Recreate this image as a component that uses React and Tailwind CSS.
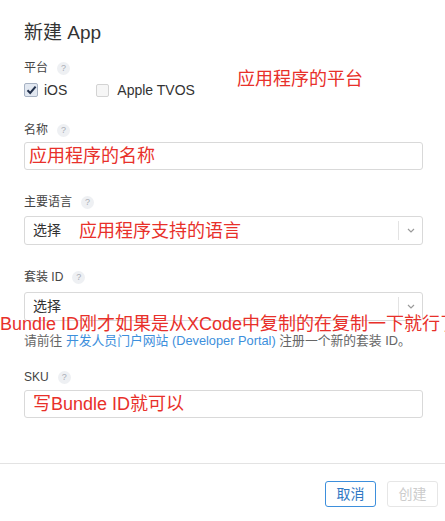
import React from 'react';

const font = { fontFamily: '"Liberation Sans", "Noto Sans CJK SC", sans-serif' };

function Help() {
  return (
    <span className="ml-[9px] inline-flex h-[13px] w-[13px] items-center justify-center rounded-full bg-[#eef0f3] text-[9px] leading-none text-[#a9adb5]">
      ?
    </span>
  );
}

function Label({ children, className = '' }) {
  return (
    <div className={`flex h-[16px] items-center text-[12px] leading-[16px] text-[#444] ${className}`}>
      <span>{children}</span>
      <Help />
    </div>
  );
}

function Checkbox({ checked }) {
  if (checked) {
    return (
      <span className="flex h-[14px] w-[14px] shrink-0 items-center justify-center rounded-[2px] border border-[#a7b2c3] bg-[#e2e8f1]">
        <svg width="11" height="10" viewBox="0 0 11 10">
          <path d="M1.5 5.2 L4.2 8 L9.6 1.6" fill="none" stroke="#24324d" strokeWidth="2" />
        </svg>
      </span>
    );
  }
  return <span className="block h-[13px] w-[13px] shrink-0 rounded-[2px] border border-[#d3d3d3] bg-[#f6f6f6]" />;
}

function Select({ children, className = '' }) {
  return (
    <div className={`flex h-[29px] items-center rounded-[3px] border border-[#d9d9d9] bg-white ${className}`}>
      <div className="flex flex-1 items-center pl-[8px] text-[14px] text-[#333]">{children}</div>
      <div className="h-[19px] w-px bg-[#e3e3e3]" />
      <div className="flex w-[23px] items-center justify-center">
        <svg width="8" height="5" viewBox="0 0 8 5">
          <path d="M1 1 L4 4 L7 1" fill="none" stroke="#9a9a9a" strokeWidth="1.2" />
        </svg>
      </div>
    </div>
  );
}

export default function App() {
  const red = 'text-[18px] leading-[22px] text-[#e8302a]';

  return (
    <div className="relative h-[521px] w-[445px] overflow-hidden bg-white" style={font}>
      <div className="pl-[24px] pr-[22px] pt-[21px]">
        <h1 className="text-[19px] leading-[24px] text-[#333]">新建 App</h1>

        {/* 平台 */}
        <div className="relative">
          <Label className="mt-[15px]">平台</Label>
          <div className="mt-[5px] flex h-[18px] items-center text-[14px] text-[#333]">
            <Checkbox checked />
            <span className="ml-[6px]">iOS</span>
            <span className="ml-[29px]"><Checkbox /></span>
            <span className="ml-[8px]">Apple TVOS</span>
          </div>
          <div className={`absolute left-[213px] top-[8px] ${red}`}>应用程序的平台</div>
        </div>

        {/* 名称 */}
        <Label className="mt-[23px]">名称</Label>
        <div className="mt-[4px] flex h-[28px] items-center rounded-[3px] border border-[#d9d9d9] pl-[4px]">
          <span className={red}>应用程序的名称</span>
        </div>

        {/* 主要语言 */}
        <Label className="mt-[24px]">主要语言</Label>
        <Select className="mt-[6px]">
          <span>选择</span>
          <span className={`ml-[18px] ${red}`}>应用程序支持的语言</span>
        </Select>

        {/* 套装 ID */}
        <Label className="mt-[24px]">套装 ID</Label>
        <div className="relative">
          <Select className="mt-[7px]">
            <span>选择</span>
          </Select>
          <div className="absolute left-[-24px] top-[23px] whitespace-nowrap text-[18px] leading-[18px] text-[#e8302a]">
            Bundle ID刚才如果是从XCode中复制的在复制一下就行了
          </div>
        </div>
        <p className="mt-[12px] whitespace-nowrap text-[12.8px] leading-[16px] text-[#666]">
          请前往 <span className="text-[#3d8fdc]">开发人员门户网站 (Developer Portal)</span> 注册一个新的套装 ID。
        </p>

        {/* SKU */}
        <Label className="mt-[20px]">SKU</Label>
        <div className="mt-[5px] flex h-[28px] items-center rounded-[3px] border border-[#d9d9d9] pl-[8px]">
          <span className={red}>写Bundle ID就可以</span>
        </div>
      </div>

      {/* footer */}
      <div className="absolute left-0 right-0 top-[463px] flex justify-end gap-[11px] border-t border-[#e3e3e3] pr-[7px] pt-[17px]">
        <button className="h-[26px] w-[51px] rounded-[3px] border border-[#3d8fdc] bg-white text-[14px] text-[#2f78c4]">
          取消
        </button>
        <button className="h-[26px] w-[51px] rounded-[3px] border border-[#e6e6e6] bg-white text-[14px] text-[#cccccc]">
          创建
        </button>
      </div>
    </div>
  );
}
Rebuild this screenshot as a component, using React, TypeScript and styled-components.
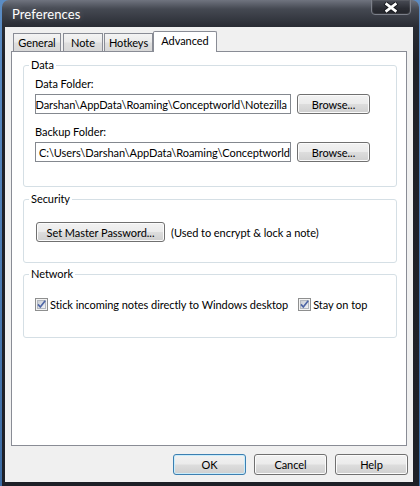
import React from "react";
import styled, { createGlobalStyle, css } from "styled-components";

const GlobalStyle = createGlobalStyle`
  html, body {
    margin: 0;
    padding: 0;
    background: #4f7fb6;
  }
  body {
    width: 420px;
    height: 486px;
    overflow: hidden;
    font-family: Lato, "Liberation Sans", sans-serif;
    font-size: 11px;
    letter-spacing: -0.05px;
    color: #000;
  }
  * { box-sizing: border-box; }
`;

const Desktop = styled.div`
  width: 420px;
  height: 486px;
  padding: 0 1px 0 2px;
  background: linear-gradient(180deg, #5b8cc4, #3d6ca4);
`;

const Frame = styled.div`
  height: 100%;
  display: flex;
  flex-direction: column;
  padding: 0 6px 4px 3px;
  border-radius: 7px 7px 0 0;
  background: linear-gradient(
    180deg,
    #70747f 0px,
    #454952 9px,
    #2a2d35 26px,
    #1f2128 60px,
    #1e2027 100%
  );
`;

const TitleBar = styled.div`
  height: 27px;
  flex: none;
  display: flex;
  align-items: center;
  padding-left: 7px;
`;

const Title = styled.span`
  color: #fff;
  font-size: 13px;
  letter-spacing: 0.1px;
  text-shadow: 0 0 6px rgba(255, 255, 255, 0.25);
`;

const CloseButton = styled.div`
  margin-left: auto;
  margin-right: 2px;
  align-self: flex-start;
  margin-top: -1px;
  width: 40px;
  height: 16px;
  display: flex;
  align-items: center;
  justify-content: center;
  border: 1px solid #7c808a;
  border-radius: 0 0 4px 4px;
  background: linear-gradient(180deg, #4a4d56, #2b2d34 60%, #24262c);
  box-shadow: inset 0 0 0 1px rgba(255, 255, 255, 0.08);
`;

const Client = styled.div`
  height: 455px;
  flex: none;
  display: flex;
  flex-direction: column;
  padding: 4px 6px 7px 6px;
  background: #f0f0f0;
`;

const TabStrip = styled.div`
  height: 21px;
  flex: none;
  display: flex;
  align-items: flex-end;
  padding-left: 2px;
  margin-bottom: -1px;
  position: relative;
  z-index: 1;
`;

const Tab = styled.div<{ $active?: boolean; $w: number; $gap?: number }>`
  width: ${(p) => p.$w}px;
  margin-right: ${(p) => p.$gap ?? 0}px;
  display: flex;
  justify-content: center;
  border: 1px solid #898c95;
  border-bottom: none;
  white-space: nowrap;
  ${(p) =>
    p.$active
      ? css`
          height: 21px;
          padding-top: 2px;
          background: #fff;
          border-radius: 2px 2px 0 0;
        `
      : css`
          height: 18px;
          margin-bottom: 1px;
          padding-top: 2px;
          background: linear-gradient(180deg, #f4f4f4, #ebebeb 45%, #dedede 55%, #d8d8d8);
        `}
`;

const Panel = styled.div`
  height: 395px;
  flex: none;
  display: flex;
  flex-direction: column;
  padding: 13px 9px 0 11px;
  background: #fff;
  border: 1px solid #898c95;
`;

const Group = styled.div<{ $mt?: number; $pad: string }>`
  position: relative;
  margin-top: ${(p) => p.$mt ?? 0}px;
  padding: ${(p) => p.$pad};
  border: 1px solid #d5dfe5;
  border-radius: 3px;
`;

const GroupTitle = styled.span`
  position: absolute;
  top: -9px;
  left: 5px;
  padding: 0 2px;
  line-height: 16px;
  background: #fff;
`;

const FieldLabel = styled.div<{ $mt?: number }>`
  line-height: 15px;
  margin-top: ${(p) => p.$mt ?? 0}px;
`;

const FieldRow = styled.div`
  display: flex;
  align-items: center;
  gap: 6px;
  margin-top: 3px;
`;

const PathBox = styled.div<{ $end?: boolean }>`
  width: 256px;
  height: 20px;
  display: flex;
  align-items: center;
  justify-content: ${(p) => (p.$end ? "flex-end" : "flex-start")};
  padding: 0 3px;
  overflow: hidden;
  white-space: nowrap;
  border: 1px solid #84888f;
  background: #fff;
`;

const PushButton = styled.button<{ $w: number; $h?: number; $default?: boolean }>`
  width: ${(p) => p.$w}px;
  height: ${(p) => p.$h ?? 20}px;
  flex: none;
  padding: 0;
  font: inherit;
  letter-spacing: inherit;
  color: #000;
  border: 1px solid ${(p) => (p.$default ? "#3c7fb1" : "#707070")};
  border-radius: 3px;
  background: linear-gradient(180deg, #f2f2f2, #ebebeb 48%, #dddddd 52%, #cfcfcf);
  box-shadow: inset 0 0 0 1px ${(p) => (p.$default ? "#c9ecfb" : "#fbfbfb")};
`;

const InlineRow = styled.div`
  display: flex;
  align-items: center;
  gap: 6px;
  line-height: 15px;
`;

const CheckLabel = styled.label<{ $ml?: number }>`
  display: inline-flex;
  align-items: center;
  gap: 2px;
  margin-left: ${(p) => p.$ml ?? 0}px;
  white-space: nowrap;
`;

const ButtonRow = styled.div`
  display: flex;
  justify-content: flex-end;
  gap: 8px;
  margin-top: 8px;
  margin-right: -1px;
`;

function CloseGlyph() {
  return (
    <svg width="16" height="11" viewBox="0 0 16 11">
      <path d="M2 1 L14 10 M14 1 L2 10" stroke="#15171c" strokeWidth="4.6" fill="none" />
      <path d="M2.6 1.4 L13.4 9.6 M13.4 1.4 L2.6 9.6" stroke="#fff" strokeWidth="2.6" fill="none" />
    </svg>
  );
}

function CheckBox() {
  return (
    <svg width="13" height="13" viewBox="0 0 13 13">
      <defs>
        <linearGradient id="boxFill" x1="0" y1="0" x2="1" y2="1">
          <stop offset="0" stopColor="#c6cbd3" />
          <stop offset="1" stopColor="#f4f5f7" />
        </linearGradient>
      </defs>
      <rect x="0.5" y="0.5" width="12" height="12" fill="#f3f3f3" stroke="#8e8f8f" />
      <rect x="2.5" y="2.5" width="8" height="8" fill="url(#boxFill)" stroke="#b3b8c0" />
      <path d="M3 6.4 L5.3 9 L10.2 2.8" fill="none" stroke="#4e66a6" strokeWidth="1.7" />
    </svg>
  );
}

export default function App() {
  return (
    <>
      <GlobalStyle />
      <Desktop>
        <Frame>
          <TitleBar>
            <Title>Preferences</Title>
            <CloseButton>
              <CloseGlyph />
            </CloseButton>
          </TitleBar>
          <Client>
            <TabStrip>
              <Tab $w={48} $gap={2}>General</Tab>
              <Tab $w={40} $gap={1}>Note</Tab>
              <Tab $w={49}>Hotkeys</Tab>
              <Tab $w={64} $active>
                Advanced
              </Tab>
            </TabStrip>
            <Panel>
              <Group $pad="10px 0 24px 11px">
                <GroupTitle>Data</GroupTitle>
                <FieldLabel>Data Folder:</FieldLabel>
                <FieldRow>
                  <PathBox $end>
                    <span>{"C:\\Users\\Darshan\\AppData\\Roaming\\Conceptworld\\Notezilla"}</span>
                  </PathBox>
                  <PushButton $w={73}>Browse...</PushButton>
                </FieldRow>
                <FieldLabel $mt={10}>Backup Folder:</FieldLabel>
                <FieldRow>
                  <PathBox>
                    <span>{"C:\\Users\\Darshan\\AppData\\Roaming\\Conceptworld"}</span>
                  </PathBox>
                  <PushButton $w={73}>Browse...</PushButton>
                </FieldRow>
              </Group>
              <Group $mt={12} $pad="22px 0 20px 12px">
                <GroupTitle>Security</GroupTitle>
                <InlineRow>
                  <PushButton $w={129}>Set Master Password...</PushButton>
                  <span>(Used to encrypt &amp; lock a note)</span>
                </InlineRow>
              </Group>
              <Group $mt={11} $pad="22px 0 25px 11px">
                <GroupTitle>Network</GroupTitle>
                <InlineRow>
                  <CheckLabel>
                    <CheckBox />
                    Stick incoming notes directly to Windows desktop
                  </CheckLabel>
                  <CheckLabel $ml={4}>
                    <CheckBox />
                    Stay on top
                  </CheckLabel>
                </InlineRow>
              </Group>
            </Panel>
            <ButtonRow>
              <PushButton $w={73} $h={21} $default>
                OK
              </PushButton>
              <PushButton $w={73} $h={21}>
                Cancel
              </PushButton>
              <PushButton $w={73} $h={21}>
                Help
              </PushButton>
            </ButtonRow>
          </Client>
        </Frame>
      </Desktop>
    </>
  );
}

Required task: How many lines in the listing contain "React"? Answer with the number alone.

Solution below: 4